REQUIREMENT: Separate out the lines that hold "components".

INFORMATION PROVIDED:
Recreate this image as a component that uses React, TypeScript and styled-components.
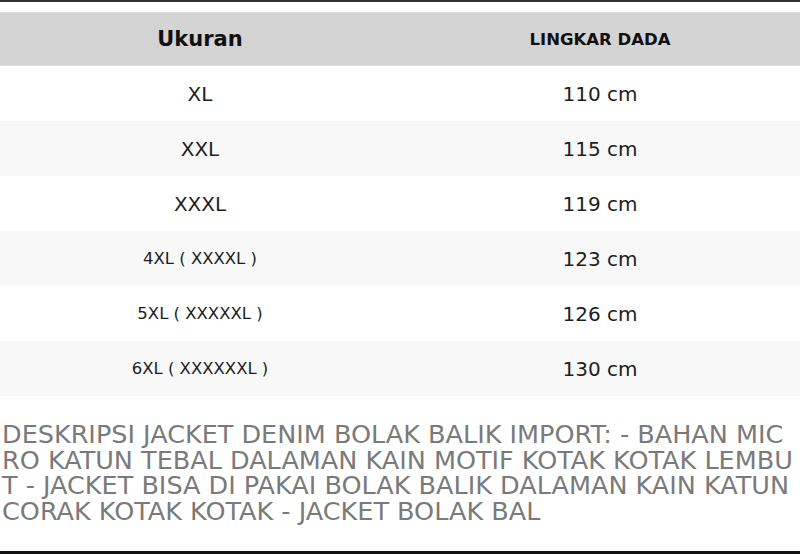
import React from 'react';
import styled, { createGlobalStyle } from 'styled-components';

const GlobalStyle = createGlobalStyle`
  html, body {
    margin: 0;
    padding: 0;
    background: #ffffff;
  }
  body {
    font-family: 'DejaVu Sans', 'Liberation Sans', sans-serif;
  }
`;

interface ISizeRow {
  size: string;
  chest: string;
  small?: boolean;
}

const rows: ISizeRow[] = [
  { size: 'XL', chest: '110 cm' },
  { size: 'XXL', chest: '115 cm' },
  { size: 'XXXL', chest: '119 cm' },
  { size: '4XL ( XXXXL )', chest: '123 cm', small: true },
  { size: '5XL ( XXXXXL )', chest: '126 cm', small: true },
  { size: '6XL ( XXXXXXL )', chest: '130 cm', small: true },
];

const description =
  'DESKRIPSI JACKET DENIM BOLAK BALIK IMPORT: - BAHAN MICRO KATUN TEBAL DALAMAN KAIN MOTIF KOTAK KOTAK LEMBUT - JACKET BISA DI PAKAI BOLAK BALIK DALAMAN KAIN KATUN CORAK KOTAK KOTAK - JACKET BOLAK BAL';

const App: React.FC = () => {
  return (
    <>
      <GlobalStyle />
      <Screen>
        <SizeTable>
          <HeaderRow>
            <HeaderCell>Ukuran</HeaderCell>
            <HeaderCell small>LINGKAR DADA</HeaderCell>
          </HeaderRow>
          {rows.map((row, index) => (
            <BodyRow key={row.size} striped={index % 2 === 1}>
              <Cell small={row.small}>{row.size}</Cell>
              <Cell>{row.chest}</Cell>
            </BodyRow>
          ))}
        </SizeTable>
        <Description>{description}</Description>
      </Screen>
    </>
  );
};

export default App;

const Screen = styled.div`
  width: 800px;
  height: 554px;
  box-sizing: border-box;
  border-top: 2px solid #333333;
  border-bottom: 3px solid #111111;
  padding-top: 10px;
  display: flex;
  flex-direction: column;
  overflow: hidden;
`;

const SizeTable = styled.div`
  display: flex;
  flex-direction: column;
`;

const HeaderRow = styled.div`
  display: grid;
  grid-template-columns: 1fr 1fr;
  height: 54px;
  background: #d4d4d4;
  border-top: 1px solid #dedede;
  border-bottom: 1px solid #dcdcdc;
  box-sizing: border-box;
`;

const HeaderCell = styled.div<{ small?: boolean }>`
  display: flex;
  align-items: center;
  justify-content: center;
  font-weight: 700;
  font-size: ${({ small }) => (small ? '16.5px' : '21px')};
  color: #111111;
`;

const BodyRow = styled.div<{ striped: boolean }>`
  display: grid;
  grid-template-columns: 1fr 1fr;
  height: 55px;
  background: ${({ striped }) => (striped ? '#f8f8f8' : '#ffffff')};
`;

const Cell = styled.div<{ small?: boolean }>`
  display: flex;
  align-items: center;
  justify-content: center;
  font-size: ${({ small }) => (small ? '16.5px' : '20px')};
  color: #1e1e1e;
`;

const Description = styled.div`
  margin-top: 26px;
  padding-left: 2px;
  width: 796px;
  box-sizing: border-box;
  font-size: 25.5px;
  line-height: 25.5px;
  color: #7a7a7a;
  word-break: break-all;
`;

FINISHED ANSWER:
Recreate this image as a component that uses React, TypeScript and styled-components.
import styled, { createGlobalStyle } from 'styled-components';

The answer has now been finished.